The Coasters are an R & B group that started in October 1955. The original members of The Coasters were Carl Gardner, Billy Guy, Bobby Nunn and Leon Hughes. In 1957, both Bobby Nunn and Leon Hughes were replaced by Cornell Gunter and Will (Dub) Jones. In 1956, The Coasters released their first hit “Down In Mexico” which sold 500,000 copies and in 1957, they topped the R&B charts and made the pop Top Ten with their double-sided single “Searchin’” and “Young Blood”.

 

Over the next two years, the Coasters released a series of hit singles filled with instantly adaptable slang and timeless humor. “Yakety Yak” comically addressed the generation gap long before that term was coined, while “Charlie Brown” was a character study of a class clown that featured Will “Dub” Jones’ unforgettable line: “Why’s everybody always pickin’ on me?” By the end of the decade, they’d carved out a legacy for themselves as purveyors of riotously funny rock and roll records with a solid R&B underpinning. For that reason they were labeled as the “Clown Prince’s of Rock N Roll”.

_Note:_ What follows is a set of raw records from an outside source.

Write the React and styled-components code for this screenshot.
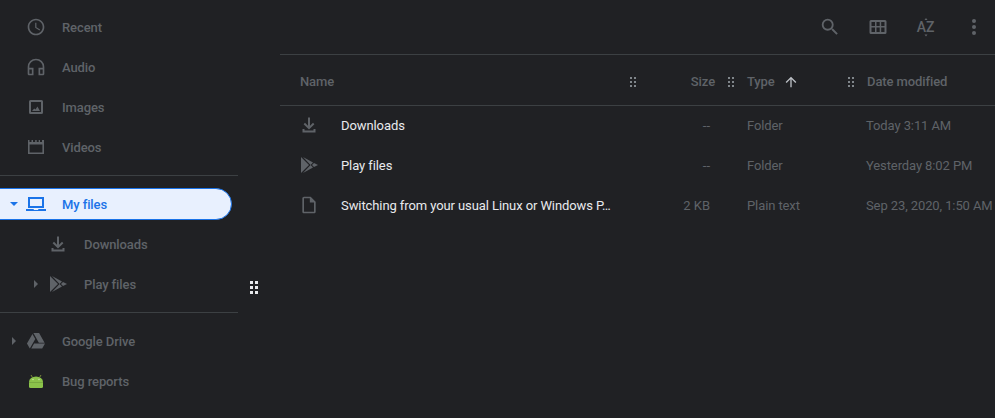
import React from "react";
import styled, { createGlobalStyle } from "styled-components";

const GlobalStyle = createGlobalStyle`
  html, body {
    margin: 0;
    height: 100%;
    background: #202124;
    overflow: hidden;
  }
  #root {
    height: 100%;
  }
`;

const Page = styled.div`
  position: relative;
  display: flex;
  height: 418px;
  font-family: Roboto, "Liberation Sans", sans-serif;
  font-size: 13px;
  letter-spacing: -0.1px;
  color: #5f6368;
  background: #202124;
`;

const Sidebar = styled.nav`
  position: relative;
  flex: 0 0 280px;
  padding-top: 7px;
  box-sizing: border-box;
`;

const Divider = styled.div`
  width: 238px;
  height: 1px;
  margin: 8px 0;
  background: #3c4043;
`;

const Item = styled.div`
  display: flex;
  align-items: center;
  height: 40px;
  padding-left: ${(p) => (p.$nested ? "22px" : "0")};
  font-weight: 500;
  color: #5f6368;
`;

const ActiveItem = styled(Item)`
  position: relative;
  color: #1a73e8;
  z-index: 0;

  &::before {
    content: "";
    position: absolute;
    z-index: -1;
    left: -1px;
    top: 4px;
    width: 233px;
    height: 32px;
    box-sizing: border-box;
    background: #e8f0fe;
    border: 1px solid #1a73e8;
    border-radius: 0 16px 16px 0;
  }
`;

const Expander = styled.span`
  flex: 0 0 26px;
  display: flex;
  justify-content: center;
  padding-left: 2px;
  box-sizing: border-box;
`;

const ItemLabel = styled.span`
  margin-left: 16px;
`;

const Triangle = styled.span`
  width: 0;
  height: 0;
  ${(p) =>
    p.$open
      ? `border-left: 4px solid transparent;
         border-right: 4px solid transparent;
         border-top: 4px solid #1a73e8;`
      : `border-top: 4px solid transparent;
         border-bottom: 4px solid transparent;
         border-left: 4px solid #5f6368;`}
`;

const Svg = styled.svg`
  flex: none;
  display: block;
  color: ${(p) => p.$color || "#5f6368"};
  fill: currentColor;
`;

const SplitterGrip = styled.div`
  position: absolute;
  left: 250px;
  top: 281px;
`;

const Main = styled.main`
  flex: 1;
  min-width: 0;
`;

const Toolbar = styled.header`
  display: flex;
  justify-content: flex-end;
  align-items: center;
  gap: 24px;
  height: 54px;
  padding-right: 9px;
  border-bottom: 1px solid #3c4043;
`;

const ToolIcon = styled.span`
  display: flex;
  width: 24px;
  height: 24px;
  align-items: center;
  justify-content: center;
`;

const TableHead = styled.div`
  display: grid;
  grid-template-columns: 326px 14px 75px 32px 97px 14px 1fr;
  align-items: center;
  height: 50px;
  box-sizing: content-box;
  padding-left: 20px;
  border-bottom: 1px solid #3c4043;
  font-weight: 500;
`;

const HeadCell = styled.div`
  display: flex;
  align-items: center;
  justify-content: ${(p) => (p.$end ? "flex-end" : "flex-start")};
  gap: 8px;
  padding-top: 3px;
  padding-left: ${(p) => p.$inset || "0"};
`;

const GripCell = styled.div`
  display: flex;
  justify-content: center;
  padding-top: 3px;
`;

const Row = styled.div`
  display: grid;
  grid-template-columns: 332px 98px 14px 137px 1fr;
  align-items: center;
  height: 40px;
  padding-bottom: 2px;
  box-sizing: border-box;
  white-space: nowrap;
`;

const NameCell = styled.div`
  display: flex;
  align-items: center;
  gap: 22px;
  padding-left: 19px;
`;

const FileName = styled.span`
  color: #e8eaed;
  letter-spacing: -0.09px;
`;

const SizeCell = styled.div`
  grid-column: 2;
  text-align: right;
  letter-spacing: 0;
`;

const TypeCell = styled.div`
  grid-column: 4;
  padding-left: 23px;
`;

const DateCell = styled.div`
  padding-left: 5px;
`;

const Icon = ({ size = 20, box = 24, color, children }) => (
  <Svg width={size} height={size} viewBox={`0 0 ${box} ${box}`} $color={color}>
    {children}
  </Svg>
);

const ClockIcon = () => (
  <Icon>
    <path d="M11.99 2C6.47 2 2 6.48 2 12s4.47 10 9.99 10C17.52 22 22 17.52 22 12S17.52 2 11.99 2zM12 20c-4.42 0-8-3.58-8-8s3.58-8 8-8 8 3.58 8 8-3.58 8-8 8zm.5-13H11v6l5.25 3.15.75-1.23-4.5-2.67z" />
  </Icon>
);

const HeadsetIcon = () => (
  <Icon>
    <path d="M12 2a10 10 0 0 0-10 10v8c0 1.1.9 2 2 2h5v-9H4v-1c0-4.42 3.58-8 8-8s8 3.58 8 8v1h-5v9h5c1.1 0 2-.9 2-2v-8A10 10 0 0 0 12 2zM7 15v5H4v-5h3zm13 5h-3v-5h3v5z" />
  </Icon>
);

const ImageIcon = () => (
  <Icon box={20}>
    <path d="M4.5 3h11A1.5 1.5 0 0 1 17 4.500v11a1.500 1.500 0 0 1-1.500 1.500h-11A1.500 1.500 0 0 1 3 15.500v-11A1.500 1.500 0 0 1 4.500 3zM5 5v10h10V5H5z" fillRule="evenodd" />
    <path d="M6 14l2.200-2.600 1.300 1 1.900-2.900L14 14z" />
  </Icon>
);

const MovieIcon = () => (
  <Icon box={20}>
    <path
      d="M2 3h1.500v2h2V3h1.500v2h2.200V3h1.500v2h2V3H14v2h2V3h2v14H2V3zm1.600 4.500v8h12.800v-8H3.600z"
      fillRule="evenodd"
    />
  </Icon>
);

const LaptopIcon = () => (
  <Icon box={20} color="#1a73e8">
    <path d="M2 3h16v11H2V3zm2 2v7h12V5H4z" fillRule="evenodd" />
    <path d="M0 15h7.500l.5 1h4l.5-1H20v2H0z" />
  </Icon>
);

const DownloadIcon = () => (
  <Icon box={20}>
    <path d="M9 2.500h2v8.300l3-3 1.400 1.400L10 14.600 4.600 9.200 6 7.800l3 3V2.500zM3.500 14h2v1.500h9V14h2v3.500h-13V14z" />
  </Icon>
);

const PlayIcon = () => (
  <Icon box={20}>
    <path d="M2 2v16l8-8z" />
    <path d="M4 2l10 5.600-2.400 2.400zM4 18l10-5.600-2.400-2.400z" />
    <path d="M15 8l4 2-4 2-2-2z" />
  </Icon>
);

const FileIcon = () => (
  <Icon>
    <path d="M14 2H6c-1.100 0-2 .9-2 2v16c0 1.100.9 2 2 2h12c1.100 0 2-.9 2-2V8l-6-6zM6 20V4h7v5h5v11H6z" />
  </Icon>
);

const DriveIcon = () => (
  <Icon>
    <path d="M7.710 3.500L1.150 15l3.430 6 6.550-11.500L7.710 3.500zM9.730 15L6.300 21h13.120l3.430-6H9.730zM22.280 14l-6.560-11.500H8.870L15.430 14h6.850z" />
  </Icon>
);

const AndroidIcon = () => (
  <Icon box={20}>
    <path d="M6.500 6.500L5 4M13.500 6.500L15 4" stroke="#7a8b3a" strokeWidth="1" fill="none" />
    <path
      d="M3 11a7 5.500 0 0 1 14 0v4.500a1.500 1.500 0 0 1-1.500 1.500h-11A1.500 1.500 0 0 1 3 15.500z"
      fill="#8bc34a"
    />
    <rect x="3" y="11" width="14" height="0.600" fill="#6d9a3a" />
    <circle cx="7" cy="8.500" r="0.800" fill="#c5e1a5" />
    <circle cx="13" cy="8.500" r="0.800" fill="#c5e1a5" />
  </Icon>
);

const SearchIcon = () => (
  <Icon size={22}>
    <path d="M15.500 14h-.79l-.28-.27A6.471 6.471 0 0 0 16 9.500 6.500 6.500 0 1 0 9.500 16c1.610 0 3.090-.59 4.230-1.570l.27.28v.79l5 4.990L20.490 19l-4.990-5zm-6 0C7.010 14 5 11.990 5 9.500S7.010 5 9.500 5 14 7.010 14 9.500 11.990 14 9.500 14z" />
  </Icon>
);

const GridIcon = () => (
  <Icon size={20} box={20}>
    <path
      d="M3 3h14A1.500 1.500 0 0 1 18.500 4.500v11A1.500 1.500 0 0 1 17 17H3A1.500 1.500 0 0 1 1.500 15.500v-11A1.500 1.500 0 0 1 3 3zM3.500 5v4h3.500V5H3.500zm5 0v4h3.200V5H8.500zm4.700 0v4h3.300V5h-3.300zM3.500 10.500V15h3.500v-4.500H3.500zm5 0V15h3.200v-4.500H8.500zm4.700 0V15h3.300v-4.500h-3.300z"
      fillRule="evenodd"
    />
  </Icon>
);

const SortIcon = () => (
  <Icon size={24} box={24}>
    <path d="M12 3l1.500 2h-3zM12 21.500l1.500-2h-3z" />
    <text x="2.800" y="17" fontFamily="Roboto, sans-serif" fontWeight="500" fontSize="14">
      A
    </text>
    <text x="12" y="17" fontFamily="Roboto, sans-serif" fontWeight="500" fontSize="14">
      Z
    </text>
  </Icon>
);

const MoreIcon = () => (
  <Icon size={24} box={24}>
    <circle cx="12" cy="6" r="2" />
    <circle cx="12" cy="12" r="2" />
    <circle cx="12" cy="18" r="2" />
  </Icon>
);

const ArrowUp = () => (
  <Icon size={16} color="#bdc1c6">
    <path d="M4 12l1.410 1.410L11 7.830V20h2V7.830l5.580 5.590L20 12l-8-8-8 8z" />
  </Icon>
);

const Grip = ({ size = 2, step = 4, color = "#80868b" }) => (
  <Svg width={step + size} height={step * 2 + size} $color={color}>
    {[0, 1, 2].map((r) =>
      [0, 1].map((c) => (
        <rect key={`${r}-${c}`} x={c * step} y={r * step} width={size} height={size} />
      ))
    )}
  </Svg>
);

const rows = [
  { name: "Downloads", icon: <DownloadIcon />, size: "--", type: "Folder", date: "Today 3:11 AM" },
  { name: "Play files", icon: <PlayIcon />, size: "--", type: "Folder", date: "Yesterday 8:02 PM" },
  {
    name: "Switching from your usual Linux or Windows P…",
    icon: <FileIcon />,
    size: "2 KB",
    type: "Plain text",
    date: "Sep 23, 2020, 1:50 AM",
  },
];

const NavItem = ({ icon, label, nested, arrow }) => (
  <Item $nested={nested}>
    <Expander>{arrow && <Triangle />}</Expander>
    {icon}
    <ItemLabel>{label}</ItemLabel>
  </Item>
);

const App = () => {
  return (
    <Page>
      <GlobalStyle />
      <Sidebar>
        <NavItem icon={<ClockIcon />} label="Recent" />
        <NavItem icon={<HeadsetIcon />} label="Audio" />
        <NavItem icon={<ImageIcon />} label="Images" />
        <NavItem icon={<MovieIcon />} label="Videos" />
        <Divider />
        <ActiveItem>
          <Expander>
            <Triangle $open />
          </Expander>
          <LaptopIcon />
          <ItemLabel>My files</ItemLabel>
        </ActiveItem>
        <NavItem nested icon={<DownloadIcon />} label="Downloads" />
        <NavItem nested arrow icon={<PlayIcon />} label="Play files" />
        <Divider />
        <NavItem arrow icon={<DriveIcon />} label="Google Drive" />
        <NavItem icon={<AndroidIcon />} label="Bug reports" />
        <SplitterGrip>
          <Grip size={3} step={5} color="#e8eaed" />
        </SplitterGrip>
      </Sidebar>
      <Main>
        <Toolbar>
          <ToolIcon>
            <SearchIcon />
          </ToolIcon>
          <ToolIcon>
            <GridIcon />
          </ToolIcon>
          <ToolIcon>
            <SortIcon />
          </ToolIcon>
          <ToolIcon>
            <MoreIcon />
          </ToolIcon>
        </Toolbar>
        <TableHead>
          <HeadCell>Name</HeadCell>
          <GripCell>
            <Grip />
          </GripCell>
          <HeadCell $end>Size</HeadCell>
          <GripCell>
            <Grip />
          </GripCell>
          <HeadCell>
            Type <ArrowUp />
          </HeadCell>
          <GripCell>
            <Grip />
          </GripCell>
          <HeadCell $inset="9px">Date modified</HeadCell>
        </TableHead>
        {rows.map((row) => (
          <Row key={row.name}>
            <NameCell>
              {row.icon}
              <FileName>{row.name}</FileName>
            </NameCell>
            <SizeCell>{row.size}</SizeCell>
            <TypeCell>{row.type}</TypeCell>
            <DateCell>{row.date}</DateCell>
          </Row>
        ))}
      </Main>
    </Page>
  );
};

export default App;
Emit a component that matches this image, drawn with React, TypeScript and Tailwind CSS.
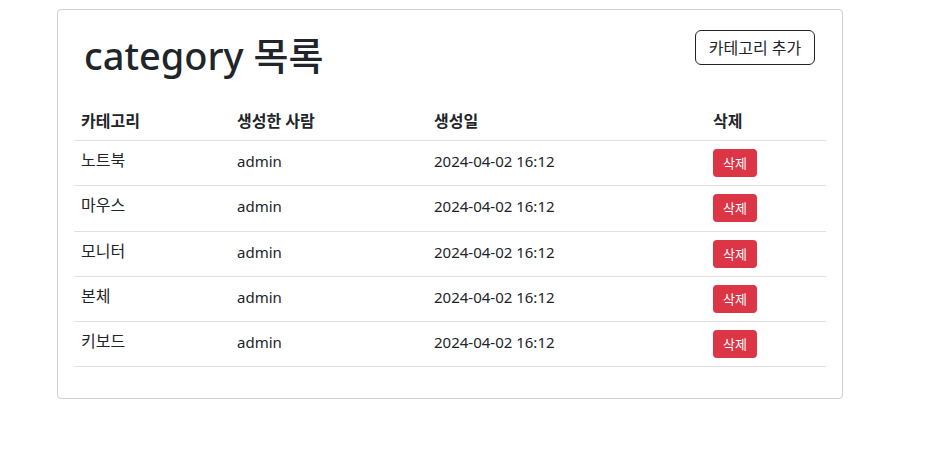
import React from "react";

const rows = ["노트북", "마우스", "모니터", "본체", "키보드"];

export default function App() {
  return (
    <div
      className="min-h-[449px] bg-white text-[#212529]"
      style={{ fontFamily: '"Noto Sans", "Noto Sans CJK KR", sans-serif' }}
    >
      <div className="ml-[57px] pt-[9px] w-[786px]">
        <div className="border border-[#cfcfcf] rounded-[4px] px-[16px] pt-[20px] pb-[31px]">
          <div className="flex justify-between items-start pl-[10px] pr-[11px] mb-[23px]">
            <h1 className="mt-[1px] text-[38px] leading-[48px] font-medium text-[#212529]">category 목록</h1>
            <button className="h-[35px] w-[120px] border border-[#212529] rounded-[6px] text-[16px] text-[#212529] bg-white">
              카테고리 추가
            </button>
          </div>
          <table className="w-full table-fixed border-collapse text-[15px]">
            <colgroup>
              <col className="w-[155px]" />
              <col className="w-[197px]" />
              <col className="w-[279px]" />
              <col className="w-[121px]" />
            </colgroup>
            <thead>
              <tr className="border-b border-[#dee2e6] text-[16px]">
                <th className="text-left font-bold pl-[7px] py-[7px] leading-[24px]">카테고리</th>
                <th className="text-left font-bold pl-[8px] py-[7px] leading-[24px]">생성한 사람</th>
                <th className="text-left font-bold pl-[8px] py-[7px] leading-[24px]">생성일</th>
                <th className="text-left font-bold pl-[8px] py-[7px] leading-[24px]">삭제</th>
              </tr>
            </thead>
            <tbody>
              {rows.map((r, i) => (
                <tr key={r} className="border-b border-[#dee2e6]">
                  <td className="align-top pl-[7px] py-[8px] leading-[22px] text-[16px]">{r}</td>
                  <td className="align-top pl-[8px] py-[8px] leading-[24px]">admin</td>
                  <td className="align-top pl-[8px] py-[8px] leading-[24px]">2024-04-02 16:12</td>
                  <td className={`align-top pl-[8px] ${i === 1 ? "pt-[8px] pb-[9px]" : "py-[8px]"}`}>
                    <button className="h-[28px] w-[44px] rounded-[4px] bg-[#dc3545] text-white text-[13px] leading-[28px]">
                      삭제
                    </button>
                  </td>
                </tr>
              ))}
            </tbody>
          </table>
        </div>
      </div>
    </div>
  );
}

The Coasters were also popular in England, where the Beatles, the Rolling Stones and other British Invasion bands covered their songs. Ironically, it was the rise of the British Invasion that spelled commercial decline for such Fifties icons as the Coasters. Leiber and Stoller left Atlantic in 1964 to found their own label, Red Bird, while the Coasters continued to record for Atco through 1966. The Coasters, Leiber and Stoller reunited in 1967 when the Coasters signed with Columbia Records’ Date subsidiary. The Coasters and Leiber and Stoller last worked together in 1973. In 1987, “The Coasters” was the first group inducted in “The Rock and Roll Hall Of Fame”.